Help! Net Carbs vs Carbs


(Vegoketo) #1

Hi lovely people,

I am confused…some recipes with macro breakdown mention a Net Carbs and Carbs value. Now when I enter on My Fitness Pal, do I enter the net carbs for a certaib food or recipe or the carbs?

I don’t want to over do my carb allowance with my vain assumptions and google researches are overwhelming and unclear. I was hoping you can help.

Cheers,
N


(Tovan Nhsh) #2

As I’m familiar with it My Fitness Pal enters carbs & fiber separately. So when entering in a new recipe you can enter net if you prefer, just remember that recipes already loaded will likely be using total. Personally I load total & at the end of the day look at my carbs & fiber as part of the same equation.


(Vegoketo) #3

Thanks for your reply.

So when I do my macros for the day, what matters…the net carbs or total carbs?
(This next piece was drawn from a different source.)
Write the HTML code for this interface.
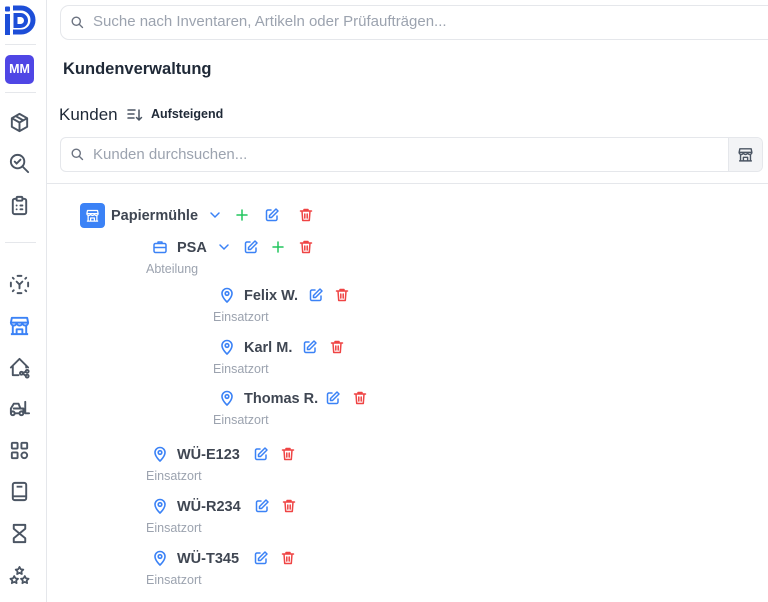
<!DOCTYPE html>
<html><head><meta charset="utf-8"><style>
*{margin:0;padding:0;box-sizing:border-box}
body{width:768px;height:602px;overflow:hidden;background:#fff;font-family:"Liberation Sans",sans-serif;position:relative;color:#374151}
.a{position:absolute}
.side{left:0;top:0;width:47px;height:602px;border-right:1px solid #e5e7eb;background:#fff}
.hr{position:absolute;left:5px;width:31px;height:1px;background:#e5e7eb}
.ic{position:absolute;left:8px;width:23px;height:23px}
svg{display:block}
.t{position:absolute;font-size:14.5px;font-weight:bold;color:#3f4652;line-height:18px;top:0}
.s{position:absolute;font-size:12.5px;color:#9ca3af;line-height:14px}
.i{position:absolute;width:16px;height:16px}
</style></head><body>
<div class="a side">
 <svg class="a" style="left:4px;top:5px" width="32" height="32" viewBox="0 0 32 32"><rect x="1" y="1.5" width="5" height="5" rx="1" fill="#1d4ed8"/><rect x="1" y="9" width="5" height="21" fill="#1d4ed8"/><path d="M9 3h8a12 12 0 0 1 0 24H9" fill="none" stroke="#1d4ed8" stroke-width="5"/><path d="M11.5 10h5a5.5 5.5 0 0 1 0 11h-5z" fill="none" stroke="#1d4ed8" stroke-width="4"/></svg>
 <div class="hr" style="top:44px"></div>
 <div class="a" style="left:5px;top:55px;width:29px;height:29px;background:#4f46e5;border-radius:5px;color:#fff;font-weight:bold;font-size:12.5px;line-height:29px;text-align:center">MM</div>
 <div class="hr" style="top:92px"></div>
 <div class="ic" style="top:111px"><svg viewBox="0 0 24 24" width="23" height="23" fill="none" stroke="#4b5563" stroke-width="2" stroke-linejoin="round"><path d="M12 3l8 4.5v9L12 21l-8-4.5v-9z M4 7.5l8 4.5 8-4.5 M12 12v9 M8 5.3l8 4.5"/></svg></div>
 <div class="ic" style="top:152px"><svg viewBox="0 0 24 24" width="23" height="23" fill="none" stroke="#4b5563" stroke-width="2" stroke-linecap="round"><circle cx="10" cy="10" r="7"/><path d="M21 21l-6-6 M7 10l2 2 4-4"/></svg></div>
 <div class="ic" style="top:194px"><svg viewBox="0 0 24 24" width="23" height="23" fill="none" stroke="#4b5563" stroke-width="2" stroke-linecap="round"><path d="M9 5H7a2 2 0 0 0-2 2v12a2 2 0 0 0 2 2h10a2 2 0 0 0 2-2V7a2 2 0 0 0-2-2h-2"/><rect x="9" y="3" width="6" height="4" rx="1"/><path d="M9 12h.01M13 12h2M9 16h.01M13 16h2"/></svg></div>
 <div class="hr" style="top:242px"></div>
 <div class="ic" style="top:273px"><svg viewBox="0 0 24 24" width="23" height="23" fill="none" stroke="#4b5563" stroke-width="2" stroke-linecap="round"><path d="M10 3h4M3 10v4M21 10v4M10 21h4M5 5l1 1M19 5l-1 1M5 19l1-1M19 19l-1-1 M9 9l3 3 3-3M12 12v4"/></svg></div>
 <div class="ic" style="top:314px"><svg viewBox="0 0 24 24" width="23" height="23" fill="none" stroke="#3b82f6" stroke-width="2" stroke-linejoin="round"><path d="M3 21h18M4 4h16l1 5H3z M3 9a3 3 0 0 0 6 0 3 3 0 0 0 6 0 3 3 0 0 0 6 0M5 11v10M19 11v10M9 21v-5h6v5"/></svg></div>
 <div class="ic" style="top:356px"><svg viewBox="0 0 24 24" width="23" height="23" fill="none" stroke="#4b5563" stroke-width="2" stroke-linecap="round" stroke-linejoin="round"><path d="M3 12l9-9 9 9M5 10v10h6M19 10v2"/><circle cx="20" cy="16" r="1.5"/><circle cx="14" cy="18" r="1.5"/><circle cx="20" cy="21" r="1.5"/><path d="M15.5 17.5l3-1M15.5 18.5l3 2"/></svg></div>
 <div class="ic" style="top:397px"><svg viewBox="0 0 24 24" width="23" height="23" fill="none" stroke="#4b5563" stroke-width="2" stroke-linecap="round" stroke-linejoin="round"><circle cx="5" cy="17" r="2"/><circle cx="14" cy="17" r="2"/><path d="M3 17v-5l3-5h5l2 5h3v5M7 17h5M18 5v12h4M6 12h7"/></svg></div>
 <div class="ic" style="top:439px"><svg viewBox="0 0 24 24" width="23" height="23" fill="none" stroke="#4b5563" stroke-width="2"><rect x="4" y="4" width="6" height="6" rx="1"/><rect x="14" y="4" width="6" height="6" rx="1"/><rect x="4" y="14" width="6" height="6" rx="1"/><circle cx="17" cy="17" r="3"/></svg></div>
 <div class="ic" style="top:480px"><svg viewBox="0 0 24 24" width="23" height="23" fill="none" stroke="#4b5563" stroke-width="2"><rect x="5" y="3" width="14" height="18" rx="2"/><path d="M5 17h14M9 7h6"/></svg></div>
 <div class="ic" style="top:522px"><svg viewBox="0 0 24 24" width="23" height="23" fill="none" stroke="#4b5563" stroke-width="2" stroke-linejoin="round"><path d="M6 3h12v4l-6 5-6-5zM6 21h12v-4l-6-5-6 5z"/></svg></div>
 <div class="ic" style="top:564px"><svg viewBox="0 0 24 24" width="23" height="23" fill="none" stroke="#4b5563" stroke-width="1.8" stroke-linejoin="round"><path d="M12 3l1.3 2.5 2.7.4-2 1.9.5 2.7-2.5-1.3-2.5 1.3.5-2.7-2-1.9 2.7-.4zM6.5 12.5l1.3 2.5 2.7.4-2 1.9.5 2.7-2.5-1.3-2.5 1.3.5-2.7-2-1.9 2.7-.4zM17.5 12.5l1.3 2.5 2.7.4-2 1.9.5 2.7-2.5-1.3-2.5 1.3.5-2.7-2-1.9 2.7-.4z"/></svg></div>
</div>

<div class="a" style="left:60px;top:5px;width:720px;height:35px;border:1px solid #e5e7eb;border-radius:9px;background:#fff"></div>
<div class="a" style="left:70px;top:15px"><svg viewBox="0 0 24 24" width="15" height="15" fill="none" stroke="#6b7280" stroke-width="2.2" stroke-linecap="round"><circle cx="10" cy="10" r="6.5"/><path d="M15 15l5 5"/></svg></div>
<div class="a" style="left:93px;top:13px;font-size:15px;color:#9ca3af;line-height:18px">Suche nach Inventaren, Artikeln oder Prüfaufträgen...</div>

<div class="a" style="left:63px;top:59px;font-size:16.5px;font-weight:bold;color:#1f2937;line-height:20px">Kundenverwaltung</div>
<div class="a" style="left:59px;top:105px;font-size:17px;color:#1f2937;line-height:20px">Kunden</div>
<div class="a" style="left:127px;top:107px"><svg viewBox="0 0 16 16" width="16" height="16" fill="none" stroke="#4b5563" stroke-width="1.5" stroke-linecap="round"><path d="M1 3h7M1 7h6M1 11h6M12 3v10M9.5 10.5L12 13l2.5-2.5"/></svg></div>
<div class="a" style="left:151px;top:106px;font-size:12.5px;font-weight:bold;color:#1f2937;line-height:16px">Aufsteigend</div>

<div class="a" style="left:60px;top:137px;width:703px;height:35px;border:1px solid #e5e7eb;border-radius:6px;background:#fff;overflow:hidden"><div class="a" style="right:0;top:0;width:34px;height:35px;background:#f3f4f6;border-left:1px solid #e5e7eb"></div></div>
<div class="a" style="left:737px;top:146px"><svg viewBox="0 0 24 24" width="17" height="17" fill="none" stroke="#4b5563" stroke-width="2" stroke-linejoin="round"><path d="M3 21h18M4 4h16l1 5H3z M3 9a3 3 0 0 0 6 0 3 3 0 0 0 6 0 3 3 0 0 0 6 0M5 11v10M19 11v10M9 21v-5h6v5"/></svg></div>
<div class="a" style="left:70px;top:147px"><svg viewBox="0 0 24 24" width="15" height="15" fill="none" stroke="#6b7280" stroke-width="2.2" stroke-linecap="round"><circle cx="10" cy="10" r="6.5"/><path d="M15 15l5 5"/></svg></div>
<div class="a" style="left:93px;top:146px;font-size:15px;color:#9ca3af;line-height:18px">Kunden durchsuchen...</div>
<div class="a" style="left:47px;top:183px;width:721px;height:1px;background:#e5e7eb"></div>

<svg width="0" height="0" style="position:absolute"><defs>
<g id="chev"><path d="M4 6l4 4 4-4" fill="none" stroke="#3b82f6" stroke-width="1.5" stroke-linecap="round"/></g>
<g id="plus"><path d="M8 3v10M3 8h10" fill="none" stroke="#22c55e" stroke-width="1.5" stroke-linecap="round"/></g>
<g id="edit"><g fill="none" stroke="#3b82f6" stroke-width="1.5" stroke-linecap="round" stroke-linejoin="round"><path d="M7 3H4a1.5 1.5 0 0 0-1.5 1.5v7.5A1.5 1.5 0 0 0 4 13.5h7.5A1.5 1.5 0 0 0 13 12V9"/><path d="M12 2l2 2-6.5 6.5H5.5v-2z"/></g></g>
<g id="del"><g fill="none" stroke="#ef4444" stroke-width="1.5" stroke-linecap="round" stroke-linejoin="round"><path d="M2.5 4h11M6 4V2.5h4V4M4 4l.7 9.5h6.6L12 4M6.8 7v4M9.2 7v4"/></g></g>
<g id="pin"><g fill="none" stroke="#3b82f6" stroke-width="1.6"><path d="M8 15s-5-4.5-5-8.5a5 5 0 0 1 10 0C13 10.5 8 15 8 15z"/><circle cx="8" cy="6.5" r="1.8"/></g></g>
<g id="brief"><g fill="none" stroke="#3b82f6" stroke-width="1.5" stroke-linejoin="round"><rect x="2" y="4.5" width="12" height="9" rx="1.5"/><path d="M6 4.5V3h4v1.5M2 8.5h12"/></g></g>
</defs></svg>

<div class="a" style="left:80px;top:203px;width:25px;height:25px;background:#3b82f6;border-radius:4px"></div>
<div class="a" style="left:85px;top:208px"><svg viewBox="0 0 24 24" width="15" height="15" fill="none" stroke="#fff" stroke-width="2" stroke-linejoin="round"><path d="M3 21h18M4 4h16l1 5H3z M3 9a3 3 0 0 0 6 0 3 3 0 0 0 6 0 3 3 0 0 0 6 0M5 11v10M19 11v10M9 21v-5h6v5"/></svg></div>
<div class="t" style="left:111px;top:207px">Papiermühle</div>

<svg class="i" style="left:207px;top:207px"><use href="#chev"/></svg>
<svg class="i" style="left:234px;top:207px"><use href="#plus"/></svg>
<svg class="i" style="left:264px;top:207px"><use href="#edit"/></svg>
<svg class="i" style="left:298px;top:207px"><use href="#del"/></svg>

<svg class="i" style="left:152px;top:239px"><use href="#brief"/></svg>
<div class="t" style="left:177px;top:239px">PSA</div>
<svg class="i" style="left:216px;top:239px"><use href="#chev"/></svg>
<svg class="i" style="left:243px;top:239px"><use href="#edit"/></svg>
<svg class="i" style="left:270px;top:239px"><use href="#plus"/></svg>
<svg class="i" style="left:298px;top:239px"><use href="#del"/></svg>
<div class="s" style="left:146px;top:262px">Abteilung</div>

<svg class="i" style="left:219px;top:287px"><use href="#pin"/></svg>
<div class="t" style="left:244px;top:287px">Felix W.</div>
<svg class="i" style="left:308px;top:287px"><use href="#edit"/></svg>
<svg class="i" style="left:334px;top:287px"><use href="#del"/></svg>
<div class="s" style="left:213px;top:310px">Einsatzort</div>

<svg class="i" style="left:219px;top:339px"><use href="#pin"/></svg>
<div class="t" style="left:244px;top:339px">Karl M.</div>
<svg class="i" style="left:302px;top:339px"><use href="#edit"/></svg>
<svg class="i" style="left:329px;top:339px"><use href="#del"/></svg>
<div class="s" style="left:213px;top:362px">Einsatzort</div>

<svg class="i" style="left:219px;top:390px"><use href="#pin"/></svg>
<div class="t" style="left:244px;top:390px">Thomas R.</div>
<svg class="i" style="left:325px;top:390px"><use href="#edit"/></svg>
<svg class="i" style="left:352px;top:390px"><use href="#del"/></svg>
<div class="s" style="left:213px;top:413px">Einsatzort</div>

<svg class="i" style="left:152px;top:446px"><use href="#pin"/></svg>
<div class="t" style="left:177px;top:446px">WÜ-E123</div>
<svg class="i" style="left:253px;top:446px"><use href="#edit"/></svg>
<svg class="i" style="left:280px;top:446px"><use href="#del"/></svg>
<div class="s" style="left:146px;top:469px">Einsatzort</div>

<svg class="i" style="left:152px;top:498px"><use href="#pin"/></svg>
<div class="t" style="left:177px;top:498px">WÜ-R234</div>
<svg class="i" style="left:254px;top:498px"><use href="#edit"/></svg>
<svg class="i" style="left:281px;top:498px"><use href="#del"/></svg>
<div class="s" style="left:146px;top:521px">Einsatzort</div>

<svg class="i" style="left:152px;top:550px"><use href="#pin"/></svg>
<div class="t" style="left:177px;top:550px">WÜ-T345</div>
<svg class="i" style="left:253px;top:550px"><use href="#edit"/></svg>
<svg class="i" style="left:280px;top:550px"><use href="#del"/></svg>
<div class="s" style="left:146px;top:573px">Einsatzort</div>
</body></html>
(You've tried everything else; why not try bacon?) #4

What matters is eating a small enough amount of carbohydrate to enter ketosis, so that your body can become fat-adapted. On these forums, we recommend eating less than 20 grams a day, but Dr. Stephen Phinney, who coined the term “nutritional ketosis,” talks about people entering ketosis while eating 100g or even 125g a day. So there is obviously some wiggle room for a lot of people. Here, we advise only 20g, because it’s a level at which anybody will most likely enter ketosis, no matter how insulin-resistant.

So do what works best for you. If you do net carbs and have trouble getting into ketosis, then switch to total. If you’re fine with 20 net, then once you’re fat-adapted you can experiment with eating a bit more and seeing what happens. The goal is to get your carb consumption down to a level at which your insulin will be low enough to allow your body to manufacture ketone bodies from your stored fat.


(Raj Seth) #5

^^ this^^


(Rob) #6

In general, unless you are very metabolically deranged, net carbs are fine to set your daily gram goal. It makes keto much easier and shouldn’t prevent ketosis.

Recording your food and building recipes depends on where in the world you are. In the US, your ingredient list for a recipe will be measuring total carbs (US food labeling laws) and you’ll need to deduct fiber. In Europe/Australasia the labels and probably the local MFP food database will only list net carbs (but also fiber). In that case you wouldn’t deduct fiber.

Good luck.


#7

Just to say be wary of MFP- I’ve given up using it as it was so inaccurate! I compared the packets of specific brands with what MFP had stated, & it gave me carbs in carb free foods! I’m back to pen, paper & calculator (the last one because I haven’t found the mental clarity yet which everyone keeps talking about…)


(Diane) #8

I agree, I found MFP to be very inaccurate. Sometimes the entries only have total calories and fat grams. So, a food gets reported as having zero carbs, just because someone didn’t take the time to enter the whole nutrition label.


(Rob) #9

Because people are lazy idiots :crazy_face:

However, most things with a label DO have a correct entry as well as several (often poorly spelled) user generated values. The trick is finding it. At least once you have, it should be easier to reuse via whatever MFP uses for recent/your foods type thing.

On LoseIt, the same problem applies BUT the verified entries have a green tick/check next to it to make it easier to find. These values come from manufacturers or USDA or equivalents I believe.


(Vegoketo) #10

Thank you, this helps heaps!

Will trial both out and stick with what works. X


(Vegoketo) #11

I am not too fussed about that because I enter them manually or scan them from labels.